I am visiting mum because I feel I must. Having not been out for 3 months she has no idea of the world around her. Instead the news is her source of information. She lives in a bubble where the real world feels scary and she does’t quite believe what real people say. My elder brother and I are pretty sure she is in the early stages of Dementia, helped along by a prolonged period of self isolation. She craves attention and then lashes out at us when we are there. Meanwhile my younger brother is taking large quantities of money from her.

We have to make this stop. In the next few weeks we will have a family conference to try to manage the situation. I am beyond sad that two of us spend our time trying to help her and the third is busy selling her his time.

Holidays

We should have set off for Spain this week. Right now I should be sitting in a tapas bar in Seville! But instead we wonder when we can travel again.

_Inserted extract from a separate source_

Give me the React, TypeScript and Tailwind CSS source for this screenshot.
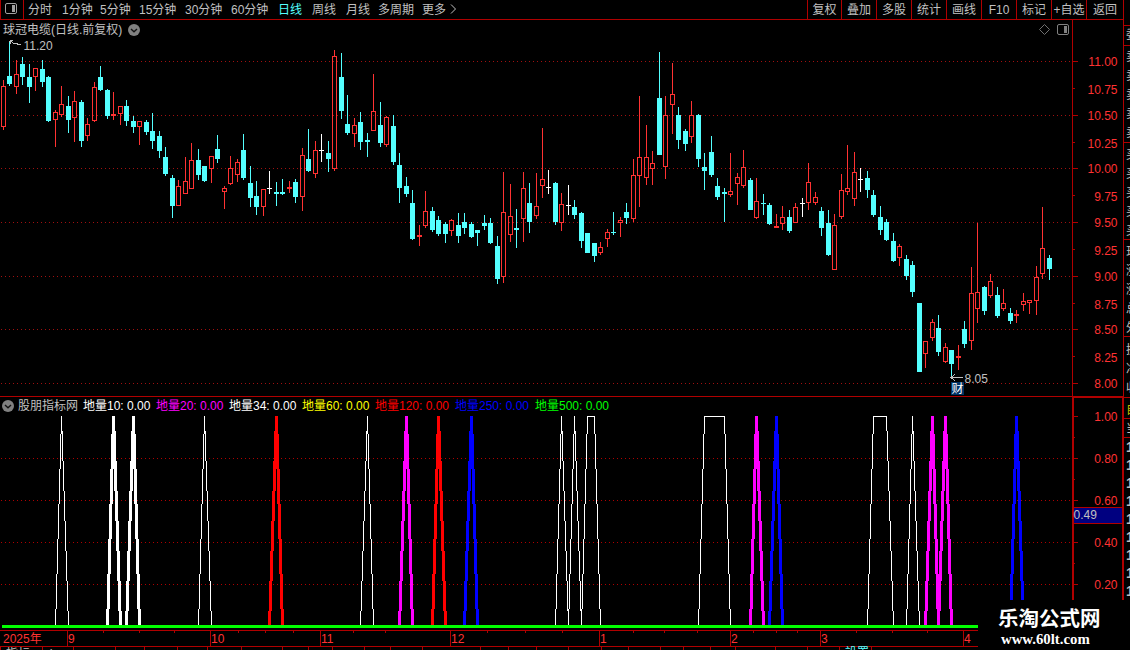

I am actually determined to get down to France before the end of Summer. I can contact trace from there if necessary as I have a good internet connection. But only time will tell. I was pleased to see the market, bars and restaurants are now open. We just need our own rate to fall and our politicians to stop being complete jerks (if possible).

Sex

My libido is definitely returning. I’m feeling I might be able to write part 2 of The retreat next week. We’ve had some very good sex too which I must write about. I want to think too about how to get my submission back on track. We’ll need to work on it I know as it really has been a bit absent for months. But I know I still want to be his slave and that he wants and needs that.

So this has been my strange week. Let’s see what next week brings!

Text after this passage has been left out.